PROBLEM TO SOLVE:
Your task is to transcribe all of the data below exactly, omitting the images.
:: AVAILABLE DATA ::
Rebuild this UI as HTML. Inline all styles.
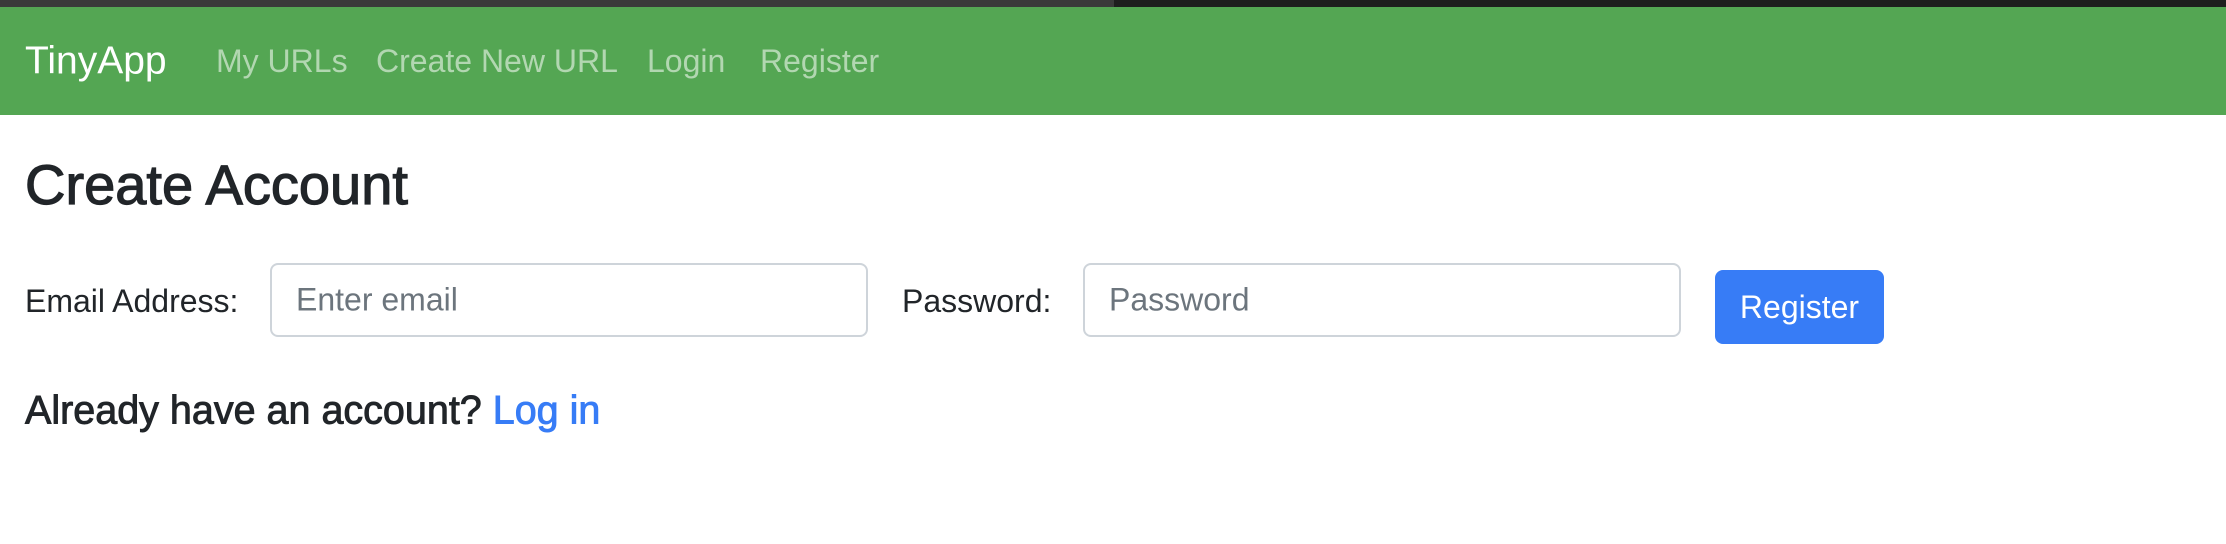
<!DOCTYPE html>
<html><head><meta charset="utf-8"><style>
*{margin:0;padding:0;box-sizing:border-box}
body{width:2226px;height:544px;background:#fff;font-family:"Liberation Sans",sans-serif;color:#212529;position:relative;overflow:hidden}
.top{position:absolute;left:0;top:0;width:2226px;height:7px;background:#1e1e1e}
.top i{position:absolute;left:0;top:0;width:1114px;height:7px;background:#3a3a3a}
.nav{position:absolute;left:0;top:7px;width:2226px;height:108px;background:#54a653}
.t{position:absolute;white-space:nowrap;line-height:1}
.nl{color:rgba(255,255,255,.55);font-size:32px;top:61px;transform:translateY(-50%)}
.inp{position:absolute;border:2px solid #ced4da;border-radius:8px;background:#fff;height:74px;top:263px}
.inp span{position:absolute;left:24px;top:50%;transform:translateY(-50%);font-size:32px;color:#6c757d}
.btn{position:absolute;left:1715px;top:270px;width:169px;height:74px;background:#377cf6;border-radius:8px;color:#fff;font-size:32px;display:flex;align-items:center;justify-content:center}
.med{-webkit-text-stroke:1.2px currentColor}
</style></head><body>
<div class="top"><i></i></div>
<div class="nav"></div>
<div class="t" style="left:25px;top:61px;transform:translateY(-50%);font-size:39px;color:#fff">TinyApp</div>
<div class="t nl" style="left:216px">My URLs</div>
<div class="t nl" style="left:376px">Create New URL</div>
<div class="t nl" style="left:647px">Login</div>
<div class="t nl" style="left:760px">Register</div>
<div class="t med" style="left:25px;top:185px;transform:translateY(-50%);font-size:56px">Create Account</div>
<div class="t" style="left:25px;top:301px;transform:translateY(-50%);font-size:32px">Email Address:</div>
<div class="inp" style="left:270px;width:598px"><span>Enter email</span></div>
<div class="t" style="left:902px;top:301px;transform:translateY(-50%);font-size:32px">Password:</div>
<div class="inp" style="left:1083px;width:598px"><span>Password</span></div>
<div class="btn">Register</div>
<div class="t med" style="left:25px;top:411px;transform:translateY(-50%);font-size:39.5px;-webkit-text-stroke-width:0.9px">Already have an account? <span style="color:#377cf6">Log in</span></div>
</body></html>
:::
SOLUTION TO THIS PROBLEM:
Rebuild this UI as HTML. Inline all styles.
<!DOCTYPE html>
<html><head><meta charset="utf-8"><style>
*{margin:0;padding:0;box-sizing:border-box}
body{width:2226px;height:544px;background:#fff;font-family:"Liberation Sans",sans-serif;color:#212529;position:relative;overflow:hidden}
.top{position:absolute;left:0;top:0;width:2226px;height:7px;background:#1e1e1e}
.top i{position:absolute;left:0;top:0;width:1114px;height:7px;background:#3a3a3a}
.nav{position:absolute;left:0;top:7px;width:2226px;height:108px;background:#54a653}
.t{position:absolute;white-space:nowrap;line-height:1}
.nl{color:rgba(255,255,255,.55);font-size:32px;top:61px;transform:translateY(-50%)}
.inp{position:absolute;border:2px solid #ced4da;border-radius:8px;background:#fff;height:74px;top:263px}
.inp span{position:absolute;left:24px;top:50%;transform:translateY(-50%);font-size:32px;color:#6c757d}
.btn{position:absolute;left:1715px;top:270px;width:169px;height:74px;background:#377cf6;border-radius:8px;color:#fff;font-size:32px;display:flex;align-items:center;justify-content:center}
.med{-webkit-text-stroke:1.2px currentColor}
</style></head><body>
<div class="top"><i></i></div>
<div class="nav"></div>
<div class="t" style="left:25px;top:61px;transform:translateY(-50%);font-size:39px;color:#fff">TinyApp</div>
<div class="t nl" style="left:216px">My URLs</div>
<div class="t nl" style="left:376px">Create New URL</div>
<div class="t nl" style="left:647px">Login</div>
<div class="t nl" style="left:760px">Register</div>
<div class="t med" style="left:25px;top:185px;transform:translateY(-50%);font-size:56px">Create Account</div>
<div class="t" style="left:25px;top:301px;transform:translateY(-50%);font-size:32px">Email Address:</div>
<div class="inp" style="left:270px;width:598px"><span>Enter email</span></div>
<div class="t" style="left:902px;top:301px;transform:translateY(-50%);font-size:32px">Password:</div>
<div class="inp" style="left:1083px;width:598px"><span>Password</span></div>
<div class="btn">Register</div>
<div class="t med" style="left:25px;top:411px;transform:translateY(-50%);font-size:39.5px;-webkit-text-stroke-width:0.9px">Already have an account? <span style="color:#377cf6">Log in</span></div>
</body></html>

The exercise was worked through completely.